Parce que c'est "vraiment flou" (pour les lycéens et les profs)

"Les mots qui reviennent toujours quand on parle de bac avec les professeurs, c'est 'apparemment', 'je crois'...", raconte à l'AFP Stéphanie, scolarisée dans le 12e arrondissement de Paris. "Tout est vraiment flou, ce qui ne motive pas à réviser", ajoute-t-elle. Haby, dans le même lycée, a appris "il y a seulement trois jours", la date des premières épreuves.

Personne n'est prêt, ni les élèves, ni les profs. Et le ministère, c'est pire. Pourquoi ne pas avoir attendu une année de plus avant de mettre la réforme en place ?

Haby, élève dans un lycée du 12e arrondissement de Paris

à l'AFP

"Je n'ai pas du tout commencé à réviser", confie aussi Cerise, lycéenne dans le 4e arrondissement de la capitale. "Le problème, comme on est les premiers, est qu'on ne sait pas comment ça va se passer. On est un peu les cobayes", commente Melvin.

"On navigue à vue, on bricole. Nous n'avons aucun mode d'emploi", soupire auprès du quotidien régional Ouest-France un professeur du lycée Joliot-Curie, à Rennes (Ille-et-Vilaine). Caroline Quiniou, enseignante à Ivry (Val-de-Marne), et syndiquée au Snes, a fait part de son alarmisme auprès de franceinfo.

C'est l'impréparation la plus totale.

Caroline Quiniou, enseignante à Ivry (Val-de-Marne)

à franceinfo

La banque de sujets a été ouverte le lundi 9 décembre, rapporte l'enseignante. "Cela veut dire que l'on a fait trois mois complet de cours sans avoir aucune idée des différents types de sujet que l'on allait avoir au mois de janvier." 
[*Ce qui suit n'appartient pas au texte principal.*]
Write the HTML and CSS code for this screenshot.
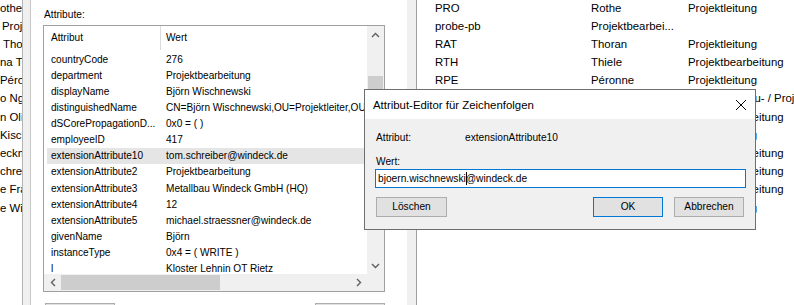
FILE: index.html
```html
<!DOCTYPE html>
<html lang="de">
<head>
<meta charset="utf-8">
<title>Attribut-Editor</title>
<link rel="stylesheet" href="styles.css">
</head>
<body>
<div class="app">
  <div class="leftlist">
    <div class="lwrap">
      <div class="lrow">othe</div>
      <div class="lrow ind2">Proje</div>
      <div class="lrow ind3">Thor</div>
      <div class="lrow">na Th</div>
      <div class="lrow">Péron</div>
      <div class="lrow">o Nga</div>
      <div class="lrow">n Oli</div>
      <div class="lrow">Kisch</div>
      <div class="lrow">eckm</div>
      <div class="lrow">chrei</div>
      <div class="lrow">e Fra</div>
      <div class="lrow">e Wi</div>
    </div>
  </div>
  <div class="split1"></div>
  <div class="middle">
    <div class="label">Attribute:</div>
    <div class="listbox">
      <div class="lv">
        <div class="lvhead">
          <div class="hc1">Attribut</div>
          <div class="hc2">Wert</div>
        </div>
        <div class="lvrows">
          <div class="lvrow"><div class="c1">countryCode</div><div class="c2">276</div></div>
          <div class="lvrow"><div class="c1">department</div><div class="c2">Projektbearbeitung</div></div>
          <div class="lvrow"><div class="c1">displayName</div><div class="c2">Björn Wischnewski</div></div>
          <div class="lvrow"><div class="c1">distinguishedName</div><div class="c2">CN=Björn Wischnewski,OU=Projektleiter,OU=Mitarbeiter</div></div>
          <div class="lvrow"><div class="c1">dSCorePropagationD...</div><div class="c2">0x0 = ( )</div></div>
          <div class="lvrow"><div class="c1">employeeID</div><div class="c2">417</div></div>
          <div class="lvrow sel"><div class="c1">extensionAttribute10</div><div class="c2">tom.schreiber@windeck.de</div></div>
          <div class="lvrow"><div class="c1">extensionAttribute2</div><div class="c2">Projektbearbeitung</div></div>
          <div class="lvrow"><div class="c1">extensionAttribute3</div><div class="c2">Metallbau Windeck GmbH (HQ)</div></div>
          <div class="lvrow"><div class="c1">extensionAttribute4</div><div class="c2">12</div></div>
          <div class="lvrow"><div class="c1">extensionAttribute5</div><div class="c2">michael.straessner@windeck.de</div></div>
          <div class="lvrow"><div class="c1">givenName</div><div class="c2">Björn</div></div>
          <div class="lvrow"><div class="c1">instanceType</div><div class="c2">0x4 = ( WRITE )</div></div>
          <div class="lvrow"><div class="c1">l</div><div class="c2">Kloster Lehnin OT Rietz</div></div>
        </div>
      </div>
      <div class="vscroll">
        <div class="arrow"><svg width="9" height="6" viewBox="0 0 9 6"><polyline points="1,5 4.5,1.5 8,5" fill="none" stroke="#606060" stroke-width="1.4"/></svg></div>
        <div class="vtrack"><div class="vthumb"></div></div>
        <div class="arrow"><svg width="9" height="6" viewBox="0 0 9 6"><polyline points="1,1 4.5,4.5 8,1" fill="none" stroke="#606060" stroke-width="1.4"/></svg></div>
      </div>
      <div class="hscroll">
        <div class="harrow"><svg width="6" height="9" viewBox="0 0 6 9"><polyline points="5,1 1.5,4.5 5,8" fill="none" stroke="#606060" stroke-width="1.4"/></svg></div>
        <div class="htrack"><div class="hthumb"></div></div>
        <div class="harrow"><svg width="6" height="9" viewBox="0 0 6 9"><polyline points="1,1 4.5,4.5 1,8" fill="none" stroke="#606060" stroke-width="1.4"/></svg></div>
      </div>
      <div class="corner"></div>
    </div>
    <div class="btnrow"><div class="pbtn"></div><div class="pbtn"></div></div>
  </div>
  <div class="split2"></div>
  <div class="right">
    <div class="rwrap">
      <div class="rrow"><div class="r1">PRO</div><div class="r2">Rothe</div><div class="r3">Projektleitung</div></div>
      <div class="rrow"><div class="r1">probe-pb</div><div class="r2">Projektbearbei...</div><div class="r3"></div></div>
      <div class="rrow"><div class="r1">RAT</div><div class="r2">Thoran</div><div class="r3">Projektleitung</div></div>
      <div class="rrow"><div class="r1">RTH</div><div class="r2">Thiele</div><div class="r3">Projektbearbeitung</div></div>
      <div class="rrow"><div class="r1">RPE</div><div class="r2">Péronne</div><div class="r3">Projektleitung</div></div>
      <div class="rrow"><div class="r1">RNG</div><div class="r2">Ngo</div><div class="r3">Technik &amp; Bau- / Projektleitung</div></div>
      <div class="rrow"><div class="r1">ROL</div><div class="r2">Olsen</div><div class="r3">Projektbearbeitung</div></div>
      <div class="rrow"><div class="r1">RKI</div><div class="r2">Kischel</div><div class="r3">Projektleitung</div></div>
      <div class="rrow"><div class="r1">RBE</div><div class="r2">Beckmann</div><div class="r3">Projektbearbeitung</div></div>
      <div class="rrow"><div class="r1">RSC</div><div class="r2">Schreiber</div><div class="r3">Projektbearbeitung</div></div>
      <div class="rrow"><div class="r1">RFR</div><div class="r2">Frank</div><div class="r3">Projektbearbeitung</div></div>
      <div class="rrow"><div class="r1">RWI</div><div class="r2">Wisch</div><div class="r3">Projektleitung</div></div>
    </div>
  </div>
</div>

<div class="dialog">
  <div class="dtitle">
    <span>Attribut-Editor für Zeichenfolgen</span>
    <svg class="close" width="10" height="10" viewBox="0 0 10 10"><line x1="0" y1="0" x2="10" y2="10" stroke="#000" stroke-width="1"/><line x1="10" y1="0" x2="0" y2="10" stroke="#000" stroke-width="1"/></svg>
  </div>
  <div class="dbody">
    <div class="drow"><div class="dk">Attribut:</div><div class="dv">extensionAttribute10</div></div>
    <div class="wlabel">Wert:</div>
    <div class="input">bjoern.wischnewski<span class="caret"></span>@windeck.de</div>
    <div class="dbtns">
      <div class="btn del">Löschen</div>
      <div class="btn ok">OK</div>
      <div class="btn cancel">Abbrechen</div>
    </div>
  </div>
</div>
</body>
</html>
```
FILE: styles.css
```css
* { box-sizing: border-box; }
html, body { margin: 0; padding: 0; }
body {
  width: 794px;
  height: 305px;
  overflow: hidden;
  position: relative;
  background: #fff;
  color: #000;
  font-family: "Liberation Sans", Arial, sans-serif;
}
.app { display: flex; height: 305px; overflow: hidden; }

/* left strip list */
.leftlist { width: 22px; overflow: hidden; font-size: 11.4px; background: #fff; }
.lwrap { margin-top: -1.5px; }
.lrow { height: 18.2px; line-height: 18.2px; white-space: nowrap; }
.ind2 { padding-left: 2px; }
.ind3 { padding-left: 3px; }

.split1 {
  width: 9px;
  background: #f0f0f0;
  border-left: 1px solid #b4b4b4;
  border-right: 1px solid #c8c8c8;
}

/* middle panel */
.middle { width: 376px; padding-left: 12px; background: #fff; }
.label { font-size: 10.2px; line-height: 12px; padding-top: 9px; height: 25px; margin-left: 1px; }
.listbox {
  width: 342px;
  height: 267px;
  border: 1px solid #a0a0a0;
  display: grid;
  grid-template-columns: 1fr 17px;
  grid-template-rows: 1fr 17px;
  background: #fff;
}
.lv { overflow: hidden; font-size: 10.1px; }
.lvhead { height: 24px; display: flex; }
.hc1 { width: 117px; padding-left: 7px; line-height: 24px; border-right: 1px solid #dcdcdc; }
.hc2 { padding-left: 5px; line-height: 24px; }
.lvrows { margin-top: 1.5px; }
.lvrow { display: flex; height: 16.15px; line-height: 16.15px; margin-left: 3px; white-space: nowrap; }
.c1 { width: 113px; flex: none; padding-left: 4px; }
.c2 { padding-left: 6px; flex: 1; }
.sel { background: #e5e5e5; }

.vscroll { background: #f0f0f0; display: flex; flex-direction: column; }
.arrow { height: 17px; display: flex; align-items: center; justify-content: center; }
.vtrack { flex: 1; padding: 33px 1px 0 1px; }
.vthumb { height: 60px; background: #cdcdcd; }
.hscroll { background: #f0f0f0; display: flex; }
.harrow { width: 17px; display: flex; align-items: center; justify-content: center; }
.htrack { flex: 1; padding: 1px 0; }
.hthumb { width: 159px; height: 100%; background: #cdcdcd; }
.corner { background: #f0f0f0; }

.btnrow { display: flex; justify-content: space-between; width: 342px; margin-top: 11px; padding-left: 2px; }
.pbtn { width: 70px; height: 22px; background: #e1e1e1; border: 1px solid #adadad; }

.split2 { width: 10px; background: #f0f0f0; border-right: 1px solid #a0a0a0; }

/* right panel */
.right { flex: 1; overflow: hidden; font-size: 11.4px; padding-left: 18px; background: #fff; }
.rwrap { margin-top: -1.5px; }
.rrow { display: flex; height: 18.2px; line-height: 18.2px; white-space: nowrap; }
.r1 { width: 156px; flex: none; }
.r2 { width: 97px; flex: none; }
.r3 { flex: none; }

/* dialog */
.dialog {
  position: absolute;
  left: 364px;
  top: 89px;
  width: 392px;
  height: 141px;
  border: 1px solid #6e6e6e;
  background: #f0f0f0;
}
.dtitle {
  height: 29px;
  background: #fff;
  display: flex;
  align-items: center;
  justify-content: space-between;
  padding: 0 9px 0 8px;
  font-size: 11.4px;
}
.close { display: block; }
.dbody { padding: 12px 11px 0 10px; font-size: 10.2px; }
.drow { display: flex; line-height: 13px; padding-left: 1px; }
.dk { width: 89px; }
.wlabel { margin-top: 11px; line-height: 13px; padding-left: 1px; }
.input {
  margin-top: 1px;
  width: 371px;
  height: 19px;
  border: 1px solid #0078d7;
  background: #fff;
  padding-left: 2px;
  line-height: 17px;
  white-space: nowrap;
}
.caret { display: inline-block; width: 1px; height: 13px; background: #000; vertical-align: -3px; margin-right: -1px; }
.dbtns { display: flex; margin-top: 9px; }
.btn {
  width: 70px;
  height: 20px;
  border: 1px solid #adadad;
  background: #e1e1e1;
  text-align: center;
  line-height: 18px;
}
.btn.del { width: 71px; margin-left: 1px; }
.btn.ok { margin-left: auto; border-color: #0078d7; }
.btn.cancel { margin-left: 11px; }
```
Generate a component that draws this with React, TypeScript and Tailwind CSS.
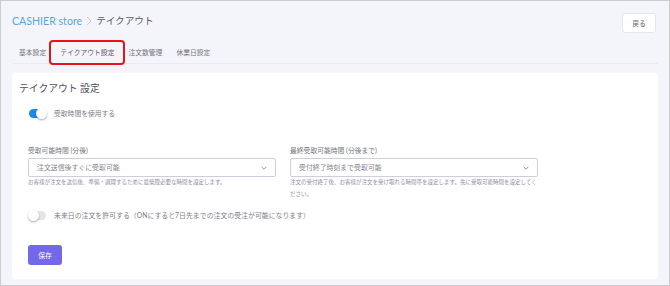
import React from "react";

const font = { fontFamily: 'Lato, "Noto Sans CJK JP", sans-serif' };

function Toggle({ on }: { on: boolean }) {
  return (
    <div
      className={`relative w-[17px] h-[9px] rounded-full ${on ? "bg-[#1e88e5]" : "bg-[#e4e5ea]"}`}
    >
      <div
        className={`absolute top-[-1px] ${on ? "left-[7px]" : "left-[-1px]"} w-[11px] h-[11px] rounded-full bg-white shadow-[0_1px_2px_rgba(0,0,0,0.35)]`}
      />
    </div>
  );
}

function Chevron() {
  return (
    <svg width="6" height="4" viewBox="0 0 6 4" className="shrink-0">
      <polyline points="0.6,0.8 3,3.2 5.4,0.8" fill="none" stroke="#777" strokeWidth="0.8" />
    </svg>
  );
}

function Field({ label, value, help }: { label: string; value: string; help: string }) {
  return (
    <div className="flex flex-col">
      <div className="text-[6.8px] leading-[10px] text-[#75757f]">{label}</div>
      <div className="mt-[3px] h-[19px] border border-[#cdcde0] rounded-[2px] bg-white flex items-center justify-between pl-[8px] pr-[8px]">
        <span className="text-[6.9px] text-[#86868f]">{value}</span>
        <Chevron />
      </div>
      <div className="mt-[-1px] text-[5.5px] leading-[12px] text-[#8f8f99]">{help}</div>
    </div>
  );
}

export default function App() {
  return (
    <div
      className="w-[670px] h-[286px] border border-[#cccccc] bg-[#f4f5fa] flex flex-col overflow-hidden"
      style={font}
    >
      <div className="flex justify-between items-start pl-[11px] pr-[13px] pt-[12px]">
        <div className="flex items-center leading-[16px]">
          <span className="text-[10.6px] text-[#55a6e8]">CASHIER store</span>
          <svg width="6" height="10" viewBox="0 0 6 10" className="mx-[4px]">
            <polyline points="1,1 5,5 1,9" fill="none" stroke="#c4c4cc" strokeWidth="0.9" />
          </svg>
          <span className="text-[9.6px] text-[#55555e]">テイクアウト</span>
        </div>
        <div className="w-[34px] h-[20px] border border-[#e4e6ee] rounded-[3px] bg-white flex items-center justify-center text-[6.8px] text-[#666]">
          戻る
        </div>
      </div>

      <div className="mx-[11px] mt-[9px] h-[22px] border-b border-[#e9ebf1] flex">
        <div className="px-[7px] flex items-center text-[6.8px] text-[#74747c]">基本設定</div>
        <div className="relative px-[7px] flex items-center text-[6.8px] text-[#5a5a62]">
          テイクアウト設定
          <span className="absolute left-[-4px] right-[-4px] top-[-2px] bottom-[-2px] border-2 border-[#e8141c] rounded-[4px]" />
        </div>
        <div className="px-[7px] flex items-center text-[6.8px] text-[#74747c]">注文数管理</div>
        <div className="px-[7px] flex items-center text-[6.8px] text-[#74747c]">休業日設定</div>
      </div>

      <div className="mx-[11px] mt-[9px] bg-white rounded-[3px] pl-[7px] pt-[8px] pb-[14px] flex flex-col">
        <div className="text-[9.8px] leading-[14px] text-[#50505a]">テイクアウト 設定</div>

        <div className="mt-[13px] ml-[10px] flex items-center gap-[8px] h-[10px]">
          <Toggle on />
          <span className="text-[6.8px] text-[#80808a]">受取時間を使用する</span>
        </div>

        <div className="mt-[27px] ml-[9px] grid grid-cols-[248px_248px] gap-x-[14px] items-start">
          <Field
            label="受取可能時間 (分後)"
            value="注文送信後すぐに受取可能"
            help="お客様が注文を送信後、準備・調理するために最低限必要な時間を設定します。"
          />
          <Field
            label="最終受取可能時間 (分後まで)"
            value="受付終了時刻まで受取可能"
            help="注文の受付終了後、お客様が注文を受け取れる時間帯を設定します。先に受取可能時間を設定してください。"
          />
        </div>

        <div className="mt-[10px] ml-[10px] flex items-center gap-[8px] h-[10px]">
          <Toggle on={false} />
          <span className="text-[6.9px] text-[#80808a]">
            未来日の注文を許可する（ONにすると7日先までの注文の受注が可能になります）
          </span>
        </div>

        <div className="mt-[25px] ml-[9px] w-[34px] h-[20px] rounded-[3px] bg-[#7468ea] flex items-center justify-center text-[6.8px] text-white">
          保存
        </div>
      </div>
    </div>
  );
}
Plusieurs syndicats ont demandé, le 10 janvier, au ministre de l'Education nationale, "de renoncer à la 1ère session des E3C""A moins d'un mois de la tenue des épreuves, rien n'est prêt, ce qui contribue au stress grandissant des élèves", écrivent-ils dans un communiqué commun. Ils pointent "problèmes d'organisation, lourdeur de la procédure, inégalités de conditions de passage et de traitement entre établissements et donc entre élèves".

De son côté, le ministre de l'Education nationale, Jean-Michel Blanquer, s'est voulu rassurant sur LCI, le 12 janvier : "D'un point de vue pratique, les choses sont complètement assurées."